## What you have to do
Which lines hold the string "React"? Copy every one of them.

## Data block
>> BEGIN
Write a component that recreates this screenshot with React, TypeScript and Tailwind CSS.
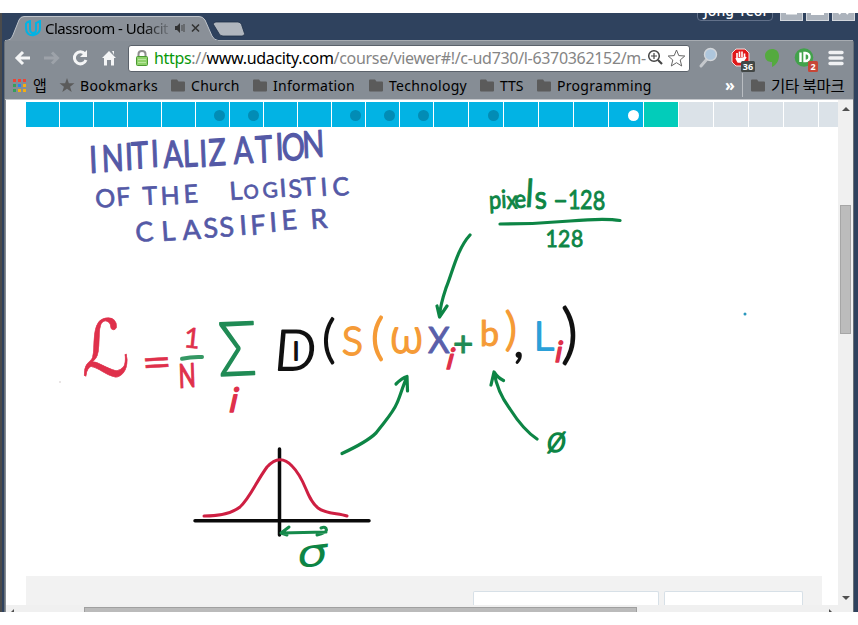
import React from "react";

const segments = Array.from({ length: 24 }, (_, i) => i);
const dotted = [5, 6, 9, 10, 11, 13];

function Folder() {
  return (
    <svg width="14" height="13" viewBox="0 0 14 13" className="shrink-0">
      <path d="M0 1.5Q0 .5 1 .5H6L7.5 2.5H13Q14 2.5 14 3.5V11.5Q14 12.5 13 12.5H1Q0 12.5 0 11.5Z" fill="#5b5b5b" />
    </svg>
  );
}

function Bookmark({ label, className, text }: { label: string; className: string; text: string }) {
  return (
    <div className={"flex shrink-0 items-center gap-[6px] " + className}>
      <Folder />
      <span className={"whitespace-nowrap " + text}>{label}</span>
    </div>
  );
}

function TitleBar() {
  return (
    <div className="flex h-[27px] shrink-0 items-start bg-[#2f425e]">
      <div className="relative ml-[4px] mt-[3px] flex h-6 w-[211px] items-center">
        <svg className="absolute left-0 top-0" width="240" height="25" viewBox="0 0 240 25">
          <path d="M0 24.5C5 24 5.500 22 7 19L13 4Q14.500 .5 18 .5H193Q197 .5 199 4L206 20Q208 24 212 24.500Z" fill="#8a9098" stroke="#bfc4ca" />
          <path d="M0 24.8H212" stroke="#8a9098" strokeWidth="1.500" />
          <path d="M210 6H232Q234.500 6 235.500 8.500L238.500 17.500Q238.500 20 236 20H217Q214 20 213 17.500L207.500 8.500Q207 6 210 6Z" fill="#b0b6be" stroke="#1f3048" strokeWidth=".8" />
        </svg>
        <svg className="relative ml-[19px] mt-[1px] shrink-0" width="17" height="17" viewBox="0 0 17 17" fill="none" stroke="#02b3e4" strokeWidth="2">
          <path d="M1 3L5 1V9C5 13 8 14 10 12M1 3V8C1 13 4 16 9 15C13 14 15 11 15 8V1L11 3V10C11 13 9 14 7 13" />
        </svg>
        <span className="relative ml-[3px] w-[124px] overflow-hidden whitespace-nowrap text-[15px] tracking-[-0.5px] text-black [mask-image:linear-gradient(90deg,#000_78%,transparent_104%)]">Classroom - Udacit</span>
        <svg className="relative ml-[6px] shrink-0" width="28" height="12" viewBox="0 0 28 12">
          <path d="M0 4H2L5 1V11L2 8H0Z" fill="#333" />
          <path d="M7 3V9M9 2V10" stroke="#444" />
          <path d="M17 2.500L24 9.500M24 2.500L17 9.500" stroke="#333" strokeWidth="1.600" />
        </svg>
      </div>
      <div className="ml-auto flex h-2 items-end overflow-hidden">
        <div className="mr-[7px] flex h-[21px] w-[76px] items-center justify-center rounded-[4px] border border-[#62718a] bg-[#293b55] text-[14px] font-medium text-white">Jong-Yeol</div>
        {["—", "□", "×"].map((s) => (
          <div key={s} className="mr-[3px] flex h-[22px] w-[23px] items-center justify-center border border-[#d4d8de] bg-[#acb3bc]">
            <svg width="13" height="13" viewBox="0 0 13 13" fill="none" stroke="#fff" strokeWidth="2">
              {s === "—" && <path d="M1 9.500H12" />}
              {s === "□" && <path d="M1 1H12V10H1Z" />}
              {s === "×" && <path d="M2 0L11 10M11 0L2 10" />}
            </svg>
          </div>
        ))}
      </div>
    </div>
  );
}

function Toolbar() {
  return (
    <div className="flex h-[34px] shrink-0 items-center border-t border-[#a6abb1] pt-[1px]">
      <svg className="ml-[9px] shrink-0" width="103" height="18" viewBox="0 0 103 18" fill="none" strokeWidth="3">
        <path d="M16 9H3M9 3L3 9L9 15" stroke="#f4f5f6" />
        <path d="M30 9H43M38 3.500L43.500 9L38 14.500" stroke="#9da2a9" />
        <path d="M71 5A6 6 0 1 0 72 11" stroke="#f4f5f6" />
        <path d="M73 1V8H66Z" fill="#f4f5f6" />
        <path d="M88 9L95 2L102 9H100V16.500H97V11H93V16.500H90V9ZM98 2H100V6Z" fill="#f4f5f6" />
      </svg>
      <div className="ml-[11px] flex h-[27px] w-[562px] shrink-0 items-center rounded-[3px] border border-[#5b626b] bg-white">
        <svg className="ml-[7px] shrink-0" width="12" height="16" viewBox="0 0 12 16">
          <path d="M2.500 7V4Q2.500 1 6 1T9.500 4V7" fill="none" stroke="#8e8e8e" strokeWidth="2" />
          <rect x=".5" y="6.500" width="11" height="9" rx="1" fill="#8fd26c" stroke="#4b9a32" />
          <path d="M2 9.500H10M2 12.500H10" stroke="#b9e69f" />
        </svg>
        <span className="ml-[6px] w-[493px] shrink-0 whitespace-nowrap pb-px text-[16px] tracking-[-0.32px] text-[#858585]">
          <span className="text-[#099809]">https</span>://<span className="text-black">www.udacity.com</span>/course/viewer#!/c-ud730/l-6370362152/m-
        </span>
        <svg className="shrink-0" width="40" height="20" viewBox="0 0 40 20" fill="none" stroke="#444">
          <circle cx="7" cy="8" r="5.300" strokeWidth="1.500" />
          <path d="M11 12L15 16" strokeWidth="2.200" />
          <path d="M4 8H10M7 5V11" strokeWidth="1.200" />
          <path d="M29.500 2L31.800 7.600L37.800 8L33.200 12L34.700 18L29.500 14.700L24.300 18L25.800 12L21.200 8L27.200 7.600Z" stroke="#666" />
        </svg>
      </div>
      <svg className="ml-[8px] shrink-0" width="150" height="28" viewBox="0 0 150 28">
        <path d="M3 22L9 15" stroke="#c5c8cc" strokeWidth="3" strokeLinecap="round" />
        <circle cx="12.500" cy="10.500" r="6" fill="#aec6dc" stroke="#d3d6da" strokeWidth="1.400" />
        <path d="M38 5H47L51 9V18L47 22H38L34 18V9Z" fill="#e01919" stroke="#f5dcdc" />
        <path d="M39 14V9M41.500 13V7.500M44 13V7.500M46.500 14V9.500M38 14L40 18H44.500L48 13" fill="#fff" stroke="#fff" strokeWidth="1.600" strokeLinejoin="round" />
        <rect x="43" y="17" width="14" height="11" rx="1.500" fill="#424746" />
        <text x="50" y="26" textAnchor="middle" fontSize="9" fontWeight="700" fill="#fff">36</text>
        <path d="M74 5C78 5 81 7.500 81 12C81 17 78 21 74 23V18C70 18 67 16 67 11.500C67 8 70 5 74 5Z" fill="#54aa3f" />
        <circle cx="106" cy="13.500" r="9.300" fill="#42a24b" />
        <path d="M102.500 8.500V18M106.500 9H107.500A4 4 0 0 1 107.500 17H106.500Z" fill="none" stroke="#fff" strokeWidth="2.400" />
        <rect x="110" y="17" width="10" height="11" rx="1.500" fill="#c64637" />
        <text x="115" y="26" textAnchor="middle" fontSize="9" fontWeight="700" fill="#fff">2</text>
        <path d="M132 8.500H144M132 14H144M132 19.500H144" stroke="#f0f1f3" strokeWidth="3.400" strokeLinecap="round" />
      </svg>
    </div>
  );
}

function BookmarksBar() {
  const colors = ["#ee4436", "#ee4436", "#ee4436", "#35a05b", "#2683f0", "#f3ae12", "#35a05b", "#f3ae12", "#f3ae12"];
  return (
    <div className="flex h-[25px] shrink-0 items-center pb-[3px] text-[14px] text-black">
      <div className="ml-[8px] grid w-[13px] shrink-0 grid-cols-3 gap-x-[2px] gap-y-[2px]">
        {colors.map((c, i) => (
          <span key={i} className="h-[3px]" style={{ backgroundColor: c }} />
        ))}
      </div>
      <span className="ml-[7px] w-[14px] shrink-0 whitespace-nowrap font-['Noto_Sans_CJK_KR',sans-serif] text-[15px] leading-5">앱</span>
      <svg className="ml-[12px] shrink-0" width="16" height="14" viewBox="0 0 16 15">
        <path d="M8 0L10 5.500L16 5.700L11.300 9.300L13 15L8 11.600L3 15L4.700 9.300L0 5.700L6 5.500Z" fill="#5b5b5b" />
      </svg>
      <span className="ml-[5px] w-[91px] shrink-0 tracking-[0.4px]">Bookmarks</span>
      <Bookmark label="Church" className="w-[82px]" text="tracking-[0.3px]" />
      <Bookmark label="Information" className="w-[116px]" text="tracking-[0.25px]" />
      <Bookmark label="Technology" className="w-[111px]" text="tracking-[0.3px]" />
      <Bookmark label="TTS" className="w-[57px]" text="tracking-[0px]" />
      <Bookmark label="Programming" className="w-[188px]" text="tracking-[0.3px]" />
      <span className="w-[17px] shrink-0 text-[16px] font-bold leading-5 text-white">»</span>
      <span className="h-6 w-px shrink-0 bg-[#b9bdc2]" />
      <Bookmark label="기타 북마크" className="ml-[8px]" text="font-['Noto_Sans_CJK_KR',sans-serif] text-[15.5px] leading-5 tracking-[-0.2px]" />
    </div>
  );
}

function Progress() {
  return (
    <div className="ml-[20px] mt-[2px] flex h-[25px] w-[812px] shrink-0 overflow-hidden">
      {segments.map((i) => (
        <div
          key={i}
          className={
            "mr-px flex shrink-0 items-center pt-[2px] " +
            (i < 12 ? "w-[33px] pl-[18px] " : "w-[34px] pl-[19px] ") +
            (i < 18 ? "bg-[#02b3e4]" : i === 18 ? "bg-[#02ccba]" : "bg-[#dbe2e8]")
          }
        >
          {dotted.includes(i) && <span className="size-[11px] shrink-0 rounded-full bg-[#028cb5]" />}
          {i === 17 && <span className="size-[11px] shrink-0 rounded-full bg-white" />}
        </div>
      ))}
    </div>
  );
}

function Whiteboard() {
  return (
    <svg className="shrink-0" width="832" height="449" viewBox="6 127 832 449" fontFamily="Lato, 'Open Sans', sans-serif" strokeLinejoin="round">
      <g fill="#5459a6" stroke="#5459a6" strokeWidth=".7">
        <text fontSize="37" strokeWidth="1.200" transform="scale(.78 1)" x="115 131 161 169 194 210 235 256 268 300 328 354 362 388" y="173 172 170 169 167 168 167 167 166 164 163 160 161 158" rotate="-3">INITIALIZATION</text>
        <text fontSize="25" x="96 117" y="208 206" rotate="-5">OF</text>
        <text fontSize="25" x="143 161 184" y="205 205 203" rotate="-3">THE</text>
        <text fontSize="25" x="230 244 263 280 289 302 321 333" y="200 199 198 197 198 196 196 196" rotate="-4">L<tspan fontSize="19">O</tspan><tspan fontSize="21">G</tspan>ISTIC</text>
        <text fontSize="27" x="136 162 183 204 220 240 251 270 282 311" y="242 241 240 238 237 235 235 232 230 229" rotate="-4">CLASSIFIER</text>
      </g>
      <g fill="#0d8545" stroke="#0d8545" strokeWidth=".9">
        <text fontSize="25" transform="scale(.88 1)" x="556 570 576 585 598 608" y="209 208 209 208 207 209" rotate="-3">pixe<tspan fontSize="38" fontStyle="italic">l</tspan><tspan fontSize="32">s</tspan></text>
        <text fontSize="26" x="553" y="209">–</text>
        <text fontSize="27" transform="scale(.8 1)" x="710 725 741" y="209 209 210">128</text>
        <text fontSize="24" transform="scale(.88 1)" x="620 634 649" y="247">128</text>
      </g>
      <g fill="none" stroke="#0d8545" strokeWidth="3.200" strokeLinecap="round">
        <path d="M500 224Q535 224 570 221T620 220.500" />
        <path d="M470 235C457 249 452 274 446 288C442 300 440 308 439.500 316M437 306L439.500 317L447 306" />
        <path d="M342 453.500C356 447 370 439 376 433C385 421 393 413 397 403C400 397 403 385 407 377M396 384Q402 378 407 376.500L407.500 391" />
        <path d="M537 439C528 433 517 420 510 409C501 397 496 384 494 372M491 385L494 372Q498 378 503.500 380.500" />
      </g>
      <g fill="#df304b" stroke="#df304b" strokeWidth=".6">
        <text fontFamily="DejaVu Sans, sans-serif" fontSize="70" transform="translate(82 376) scale(.95 1.120)">ℒ</text>
        <text fontSize="45" transform="translate(143 377) scale(1.150 .9) rotate(-4)">=</text>
        <text fontSize="28" x="183" y="347" rotate="6">1</text>
        <text fontSize="33" transform="translate(179 388) scale(.68 1) rotate(-3)" strokeWidth="1.300">N</text>
        <text fontSize="34" fontStyle="italic" transform="translate(229 412) skewX(-6)" strokeWidth="1.500">i</text>
        <text fontSize="29" fontStyle="italic" transform="translate(446 369) skewX(-8)" strokeWidth="1.500">i</text>
        <text fontSize="29" fontStyle="italic" transform="translate(555 362) skewX(-4)" strokeWidth="1.500">i</text>
      </g>
      <path d="M182 358.700Q192 356.500 202 357" stroke="#359864" strokeWidth="4" strokeLinecap="round" fill="none" />
      <g fill="#208b55" stroke="#208b55">
        <text fontFamily="Lato, sans-serif" fontSize="75" fontWeight="300" transform="translate(219 376) scale(.85 1) rotate(-2)" strokeWidth="1.600">Σ</text>
        <text fontSize="35" x="453" y="356" strokeWidth="1">+</text>
      </g>
      <g fill="#111" stroke="#111" strokeWidth="1.800">
        <text fontSize="56" fontWeight="300" transform="translate(273 370) scale(.98 1) skewX(-5)">D</text>
        <text fontSize="36" fontWeight="300" transform="translate(292 360)">ı</text>
        <text fontSize="52" fontWeight="300" x="322" y="357">(</text>
        <text fontSize="50" fontWeight="300" fontStyle="italic" x="515" y="357">,</text>
        <text fontSize="66" fontWeight="300" x="561" y="356">)</text>
      </g>
      <g fill="#f59b37" stroke="#f59b37">
        <text fontSize="39" fontWeight="300" x="342" y="355" strokeWidth="2">S</text>
        <text fontSize="50" fontWeight="300" x="371" y="354" strokeWidth="2">(</text>
        <text fontSize="46" fontFamily="Open Sans, sans-serif" fontWeight="300" transform="translate(390 353) scale(.98 1)" strokeWidth="1.800">ω</text>
        <text fontSize="34" x="480" y="346" strokeWidth="1">b</text>
        <text fontSize="46" fontWeight="300" x="505" y="345" strokeWidth="2">)</text>
      </g>
      <text fontSize="36" transform="translate(428 353) scale(.93 1)" fill="#5a5faa" stroke="#5a5faa" strokeWidth="1">X</text>
      <text fontSize="39" fontWeight="300" x="534" y="350" fill="#2ba0d8" stroke="#2ba0d8" strokeWidth="2.200">L</text>
      <text fontSize="38" fontWeight="300" fontStyle="italic" x="547" y="452" fill="#0d8545" stroke="#0d8545" strokeWidth="1.600">ø</text>
      <g fill="none" strokeLinecap="round">
        <path d="M195 520.800H369M279.500 449V535" stroke="#0a0a0a" strokeWidth="3.500" />
        <path d="M204 516C217 516 231 514 240 507C250 498 256 482 267 467Q280 453 292 466C307 481 305 497 318 508C326 514 338 513 347 516" stroke="#ce1f42" strokeWidth="3" />
        <path d="M281 533L326 532M289 527L281 533L287 535M321 528Q326 526 326.500 530Q326 533 317 535" stroke="#158a4b" strokeWidth="3" />
      </g>
      <text fontSize="40" fontFamily="DejaVu Sans, sans-serif" transform="translate(296 568) scale(1.250 .95) rotate(-8) skewX(-12)" fill="#0d8545">σ</text>
      <circle cx="745" cy="314" r="1.500" fill="#2a97bd" />
      <circle cx="60" cy="382" r="1" fill="#e2dddd" />
    </svg>
  );
}

function Page() {
  return (
    <div className="flex h-[512px] flex-col bg-white">
      <div className="flex h-[505px]">
        <div className="flex w-[832px] flex-col">
          <Progress />
          <Whiteboard />
          <div className="ml-[20px] flex h-[29px] w-[796px] items-end gap-[5px] bg-[#f2f2f2] pl-[447px]">
            <div className="h-[14px] w-[186px] rounded-t-[2px] border border-b-0 border-[#d7e0e7] bg-white" />
            <div className="h-[14px] w-[139px] rounded-t-[2px] border border-b-0 border-[#d7e0e7] bg-white" />
          </div>
        </div>
        <div className="flex w-[15px] flex-col items-center bg-[#f0f0f0] pt-[7px]">
          <span className="border-x-4 border-b-4 border-x-transparent border-b-[#505050]" />
          <span className="mt-[94px] h-[129px] w-[11px] border border-[#a6a6a6] bg-[#bcbcbc]" />
          <span className="mt-[262px] border-x-4 border-t-4 border-x-transparent border-t-[#505050]" />
        </div>
      </div>
      <div className="flex h-[7px] items-end overflow-hidden bg-[#f0f0f0]">
        <span className="ml-[5px] h-[3px] w-[3px] bg-[#505050] [clip-path:polygon(100%_0,100%_100%,0_100%)]" />
        <span className="ml-[70px] h-[5px] w-[553px] border border-b-0 border-[#a0a0a0] bg-[#bbb]" />
        <span className="ml-[192px] h-[3px] w-[3px] bg-[#505050] [clip-path:polygon(0_0,100%_100%,0_100%)]" />
      </div>
    </div>
  );
}

export default function App() {
  return (
    <div className="h-[625px] w-[858px] overflow-hidden bg-white py-[13px] font-['Noto_Sans','Noto_Sans_CJK_KR',sans-serif]">
      <div className="flex h-[599px] flex-col overflow-hidden border-l-2 border-[#4b4b4b] bg-[#2f425e]">
        <TitleBar />
        <div className="ml-[2px] mr-[4px] flex h-[572px] shrink-0 flex-col rounded-t-[3px] border-x border-x-[#687078] bg-[#868d95]">
          <Toolbar />
          <BookmarksBar />
          <div className="h-px shrink-0 bg-[#c5c8cc]" />
          <div className="ml-px">
            <Page />
          </div>
        </div>
      </div>
    </div>
  );
}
>> END
## Solution to this task
Write a component that recreates this screenshot with React, TypeScript and Tailwind CSS.
import React from "react";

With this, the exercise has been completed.